The two Asian countries will continue to provide the main
thrust of overall growth in demand, particularly for gold jewelry, for the
remainder of the year, according to the World Gold Council's Gold Demand Trends
report for Q2, 2010 released on Wednesday.
The Middle East region had a mixed quarter. "The
Saudi market, one of the Middle East's main markets, performed well in the
second quarter with a five percent rise in gold jewelry demand as the improved
domestic economic conditions boosted consumption," said Ajay Mitra,
managing director, India, Middle East and Turkey at the WGC.
The other Gulf countries underperformed markedly in the
second quarter. In the United Arab Emirates, the Akshaya Trithiya festival
attracted substantial interest, but demand tailed off 15 percent in response to
high and rising prices during the second half of the quarter.

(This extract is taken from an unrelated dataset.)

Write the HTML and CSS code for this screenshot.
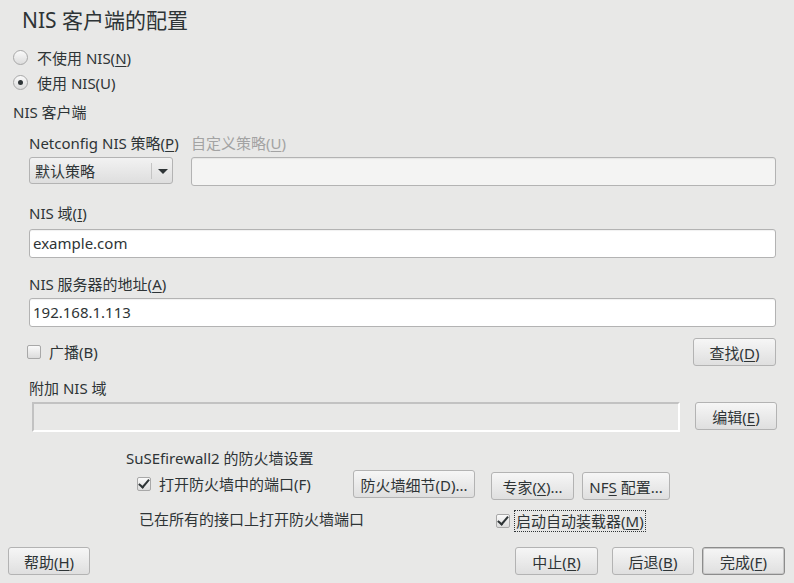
FILE: index.html
```html
<!DOCTYPE html>
<html lang="zh-CN">
<head>
    <meta charset="UTF-8">
    <title>NIS 客户端的配置</title>
    <link rel="stylesheet" href="styles.css">
</head>
<body>
    <div class="dialogo">
        <h1 class="titulo">NIS 客户端的配置</h1>

        <div class="contenido">
            <div class="opcion-radio"><span class="radio"></span>不使用 NIS(<u>N</u>)</div>
            <div class="opcion-radio"><span class="radio activo"></span>使用 NIS(U)</div>

            <div class="seccion">NIS 客户端</div>

            <div class="cliente">
                <!-- Política netconfig -->
                <div class="fila-politica">
                    <div class="campo politica">
                        <div class="etiqueta">Netconfig NIS 策略(<u>P</u>)</div>
                        <div class="combo"><span>默认策略</span><span class="flecha"></span></div>
                    </div>
                    <div class="campo personalizada">
                        <div class="etiqueta inactiva">自定义策略(<u>U</u>)</div>
                        <div class="entrada"></div>
                    </div>
                </div>

                <div class="etiqueta et-dominio">NIS 域(<u>I</u>)</div>
                <div class="entrada">example.com</div>

                <div class="etiqueta et-servidor">NIS 服务器的地址(<u>A</u>)</div>
                <div class="entrada">192.168.1.113</div>

                <div class="fila-difusion">
                    <div class="opcion-check"><span class="check"></span>广播(B)</div>
                    <button class="boton ancho-82">查找(<u>D</u>)</button>
                </div>

                <div class="etiqueta et-adicional">附加 NIS 域</div>
                <div class="fila-dominios">
                    <div class="entrada hundida"></div>
                    <button class="boton ancho-81">编辑(<u>E</u>)</button>
                </div>
            </div>

            <!-- Cortafuegos -->
            <div class="cortafuegos">
                <div class="cf-izquierda">
                    <div class="cf-titulo">SuSEfirewall2 的防火墙设置</div>
                    <div class="cf-fila">
                        <div class="opcion-check cf-puerto"><span class="check marcado"></span>打开防火墙中的端口(F)</div>
                        <button class="boton ancho-121">防火墙细节(D)...</button>
                    </div>
                    <div class="cf-nota">已在所有的接口上打开防火墙端口</div>
                </div>
                <div class="cf-derecha">
                    <div class="cf-botones">
                        <button class="boton ancho-82">专家(<u>X</u>)...</button>
                        <button class="boton ancho-87">NF<u>S</u> 配置...</button>
                    </div>
                    <div class="opcion-check automontador"><span class="check marcado"></span><span class="foco">启动自动装载器(<u>M</u>)</span></div>
                </div>
            </div>
        </div>

        <div class="pie">
            <button class="boton ancho-81">帮助(<u>H</u>)</button>
            <div class="pie-derecha">
                <button class="boton ancho-82">中止(<u>R</u>)</button>
                <button class="boton ancho-81">后退(<u>B</u>)</button>
                <button class="boton ancho-82 defecto">完成(<u>F</u>)</button>
            </div>
        </div>
    </div>
</body>
</html>
```

FILE: styles.css
```css
body {
    margin: 0;
    padding: 0;
    background-color: #e8e8e7;
    font-family: "Noto Sans", "Noto Sans CJK SC", sans-serif;
    font-size: 15px;
    color: #2e3436;
}
.dialogo {
    width: 794px;
    height: 583px;
    overflow: hidden;
}
u {
    text-underline-offset: 2px;
}
.titulo {
    margin: 0;
    padding: 6px 22px 0;
    font-size: 21px;
    font-weight: normal;
    line-height: 28px;
}
.contenido {
    padding: 11px 18px 0 13px;
}
.opcion-radio {
    display: flex;
    align-items: center;
    height: 25px;
}
.radio {
    width: 13px;
    height: 13px;
    border: 1px solid #a8a8a8;
    border-radius: 50%;
    background: linear-gradient(#fafafa, #dcdcdc);
    margin-right: 9px;
    position: relative;
}
.radio.activo::after {
    content: "";
    position: absolute;
    left: 4px;
    top: 4px;
    width: 5px;
    height: 5px;
    border-radius: 50%;
    background-color: #2e3436;
}
.seccion {
    margin-top: 5px;
    line-height: 24px;
}
.cliente {
    padding-left: 16px;
}
.etiqueta {
    line-height: 20px;
    white-space: nowrap;
}
.etiqueta.inactiva {
    color: #a3a3a3;
}
.et-dominio {
    margin-top: 17px;
    margin-bottom: 6px;
}
.et-servidor {
    margin-top: 16px;
    margin-bottom: 4px;
}
.et-adicional {
    margin-top: 12px;
    margin-bottom: 4px;
}
.fila-politica {
    display: flex;
    gap: 18px;
    margin-top: 9px;
}
.campo .etiqueta {
    margin-bottom: 4px;
}
.politica {
    width: 144px;
}
.personalizada {
    flex: 1;
}
.combo {
    display: flex;
    align-items: center;
    justify-content: space-between;
    height: 25px;
    border: 1px solid #b3b3b3;
    border-radius: 3px;
    background: linear-gradient(#f2f2f2, #dedede);
    padding-left: 5px;
}
.flecha {
    width: 20px;
    height: 16px;
    border-left: 1px solid #c4c4c4;
    position: relative;
}
.flecha::after {
    content: "";
    position: absolute;
    left: 6px;
    top: 6px;
    border-left: 5px solid transparent;
    border-right: 5px solid transparent;
    border-top: 5px solid #2e3436;
}
.entrada {
    height: 27px;
    line-height: 27px;
    border: 1px solid #b3b3b3;
    border-radius: 3px;
    background-color: #ffffff;
    padding-left: 3px;
    box-shadow: inset 0 1px 1px rgba(0, 0, 0, 0.06);
}
.personalizada .entrada {
    background-color: #f4f4f3;
}
.fila-difusion {
    display: flex;
    align-items: center;
    justify-content: space-between;
    margin-top: 11px;
    margin-left: -2px;
}
.opcion-check {
    display: flex;
    align-items: center;
    line-height: 20px;
}
.check {
    width: 12px;
    height: 12px;
    border: 1px solid #a8a8a8;
    border-radius: 2px;
    background: linear-gradient(#fafafa, #dcdcdc);
    margin-right: 8px;
    position: relative;
}
.check.marcado::after {
    content: "";
    position: absolute;
    left: 3px;
    top: -1px;
    width: 4px;
    height: 9px;
    border-right: 2px solid #2e3436;
    border-bottom: 2px solid #2e3436;
    transform: rotate(40deg);
}
.boton {
    height: 28px;
    border: 1px solid #b3b3b3;
    border-radius: 3px;
    background: linear-gradient(#f6f6f6, #dfdfdf);
    font-family: inherit;
    font-size: 15px;
    color: #2e3436;
    padding: 0;
    white-space: nowrap;
}
.boton.defecto {
    border-color: #8c8c8c;
    box-shadow: inset 0 0 0 1px #c8c8c8;
}
.ancho-81 { width: 82px; }
.ancho-82 { width: 83px; }
.ancho-87 { width: 88px; }
.ancho-121 { width: 122px; }
.fila-dominios {
    display: flex;
    gap: 15px;
    align-items: flex-start;
}
.entrada.hundida {
    flex: 1;
    height: 26px;
    margin-left: 3px;
    border-radius: 0;
    border: 2px solid #ffffff;
    border-top-color: #c2c2c2;
    border-left-color: #c2c2c2;
    background-color: #e8e8e7;
    box-shadow: none;
}
.fila-dominios .boton {
    margin-right: -1px;
}
.cortafuegos {
    display: flex;
    padding-left: 113px;
    margin-top: 14px;
}
.cf-izquierda {
    width: 365px;
}
.cf-titulo {
    line-height: 24px;
}
.cf-fila {
    display: flex;
    align-items: center;
    padding-left: 11px;
}
.cf-puerto {
    width: 216px;
    white-space: nowrap;
}
.cf-nota {
    padding-left: 13px;
    margin-top: 11px;
    line-height: 20px;
}
.cf-derecha {
    padding-top: 26px;
}
.cf-botones {
    display: flex;
    gap: 8px;
}
.automontador {
    margin-top: 11px;
    margin-left: 5px;
    white-space: nowrap;
}
.automontador .check {
    margin-right: 5px;
}
.foco {
    outline: 1px dotted #2e3436;
    padding: 0 1px;
}
.pie {
    display: flex;
    justify-content: space-between;
    padding: 16px 9px 0 8px;
}
.pie-derecha {
    display: flex;
    gap: 8px;
}
.pie-derecha .boton:first-child {
    margin-right: 6px;
}
```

"Pace of gold demand recovery will be gradual
depending on the positive signs of the economic recovery," Mitra said.
Across much of the Middle East region, it appears the
expatriate population reacted most strongly to the higher price level, while in
Saudi Arabia the local population were less price-sensitive and, indeed, seemed
to be buying into the rising price in anticipation of further gains, the WGC
report said.
Mitra, who visited Saudi Arabia recently with WGC Chief
Executive Officer Aram Shishmanian to assess the gold market, said that a
number of jewelers in the Kingdom noticed consumers buy small quantities of
gold more frequently, usually followed by the purchase of a large amount once a
year.
In Egypt, gold demand was down 15 percent. In Turkey,
gold demand dropped 20 percent to 16.2 tons as local prices surged 28 percent
during the quarter, reaching record levels in June, the WGC said.

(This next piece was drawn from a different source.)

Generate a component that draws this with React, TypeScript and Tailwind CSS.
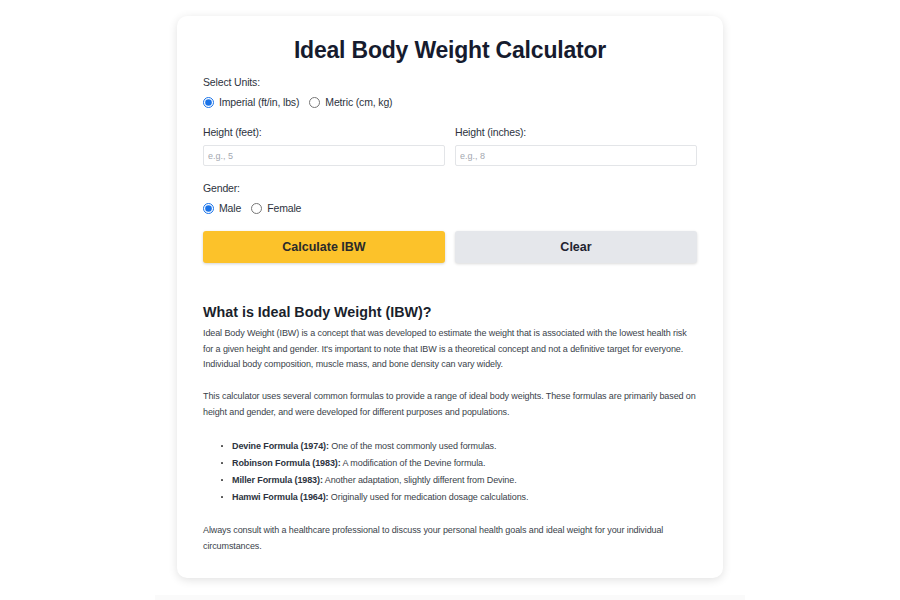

Mitra said total gold demand in Q2 rose by 36 percent to
1,050 tons, largely reflecting strong gold investment demand compared to the
second quarter of 2009. In value terms, demand increased by 77 percent to $40.4
billion.
Investment demand was the strongest performing segment in
the second quarter, posting a rise of 118 percent to 534.4 tons, compared with
245.4 tons in Q2, 2009.
The largest contribution to this rise came from the ETF
(exchanged traded fund) segment of investment demand, which grew by 414 percent
to 291.3 tons, the second highest quarter on record, he added.
Physical gold bar demand, which largely covers the
non-Western markets, rose 29 percent from Q2, 2009 to 96.3 tons.
The WGC report said global jewelry demand remained robust
in the second quarter. In the face of surging price levels, consumption totaled
408.7 tons, just five percent below year-earlier levels.
Gold jewelry demand in India, the largest jewelry market,
was little changed from year-earlier levels, down just two percent at 123.0
tons. In local currency terms, this translates to a 20 percent increase in the
value of demand to Rs.216 billion.
With the return of demand for consumer electronics,
industrial demand grew by 14 percent to 107.2 tons, compared to Q2, 2009, the
report added.
During the second quarter, the average gold price moved
into higher trading ranges in most currencies. The US dollar gold price surged
to a new high of $1,261 per ounce on June 28 (on the London fix), above May's
record of $1,237.50 per ounce.
On the London Bullion Market, the price of gold was
trading at $1,237.90 per ounce on Wednesday.
The WGC report said supply of gold in the second quarter
reached 1,131.4 tons, a rise of 17 percent from the second quarter of 2009.